The Forest of Hands & Teeth (and getting NO sleep!)

Remember that zombie thing I wrote about the other day? How I said I felt like my life was overrun by them? It’s baaaack.

Today, to celebrate being done with the play, I figured I’d stop by my local bookstore and treat myself to a book. Okay, three books. I may have also ordered two more…

One of the books I bought was Carrie Ryan’s The Forest of Hands and Feet. There’s been such buzz about it on Twitter & the blogs, and it even has a snazzy u-tube video.

And it’s about zombies.

Yeah, I missed that part. Even after I saw the video, I was thinking more along the lines of M. Night Shayamalan’s The Village or Margaret Peterson Haddix’s Running Out of Time. I didn’t think of zombies. Clearly, this was an oversight on my part. I should constantly be thinking about zombies these days. In fact, if I have two consecutive non-zombie thoughts, someone should come bop me on the forehead like they do on the V8 commercials and ask me what I was thinking!

Except, prior to this fall I had never read or seen anything featuring a zombie – unless you count the music video for Michael Jackson’s “Thriller,” which I don’t. I’ve still never seen a zombie movie – which should make March 20th interesting.

Zombies. Except, I don’t believe they’re actually called zombies anywhere in the The Forest of Hands and Teeth, which is amazing, by the way. Also, it’s finished, or rather, I’ve finished it. I decided to read a few pages before I went to bed tonight. Now it’s 4:30 in the morning and I’m too scared to sleep. Since I’d have to get up in less than 30 minutes anyway, there’s no point in chancing nightmares.

This is not a story of slow immersion, one where you gradually get used to the characters and plot. This is a story that you cannonball into and gasp for breath as you hit the icy waters. You continue to gasp for breath because there’s no getting comfortable in a world where someone is always – literally – waiting to grab at you from all angles.

The characters are complex and conflicted – you want to shake them and tell them what to do – but you understand their complexities and conflicts. I found myself empathizing even when I disagreed and weighted by the choices Mary faced.

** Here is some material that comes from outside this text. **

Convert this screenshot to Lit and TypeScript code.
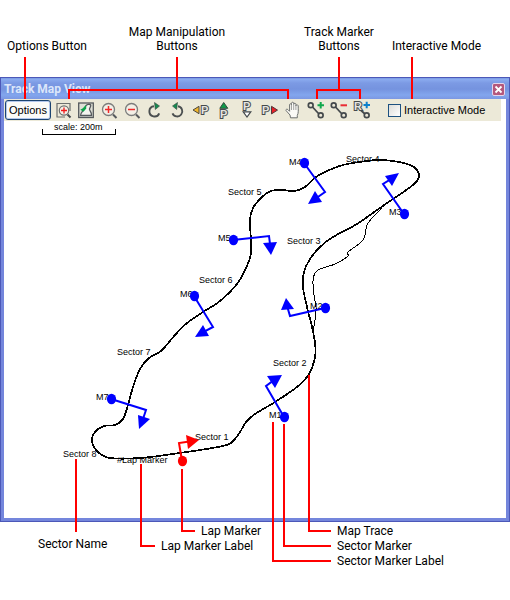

One particular aspect of this book that I loved was Mary’s character; she is so remarkable, admirable and strong. She not defined by a man, nor is she completed by one. Mary’s goals and longings may be affected by love, but she doesn’t dissolve and become an extension of the hero.

Bravo, Carrie Ryan! I hope you’re getting lots of writing done in that Irish castle because I can’t wait to see what you come out with next.

So back to zombies. I think I might need to read more of the Zombie Survival Guide. Maybe even buy my own copy.

Of course, if the zombie apocalypse started today, I’m totally out of luck. There’s not enough caffeine in the world to combat the zombifying effects of fear-inspired sleep-deprivation.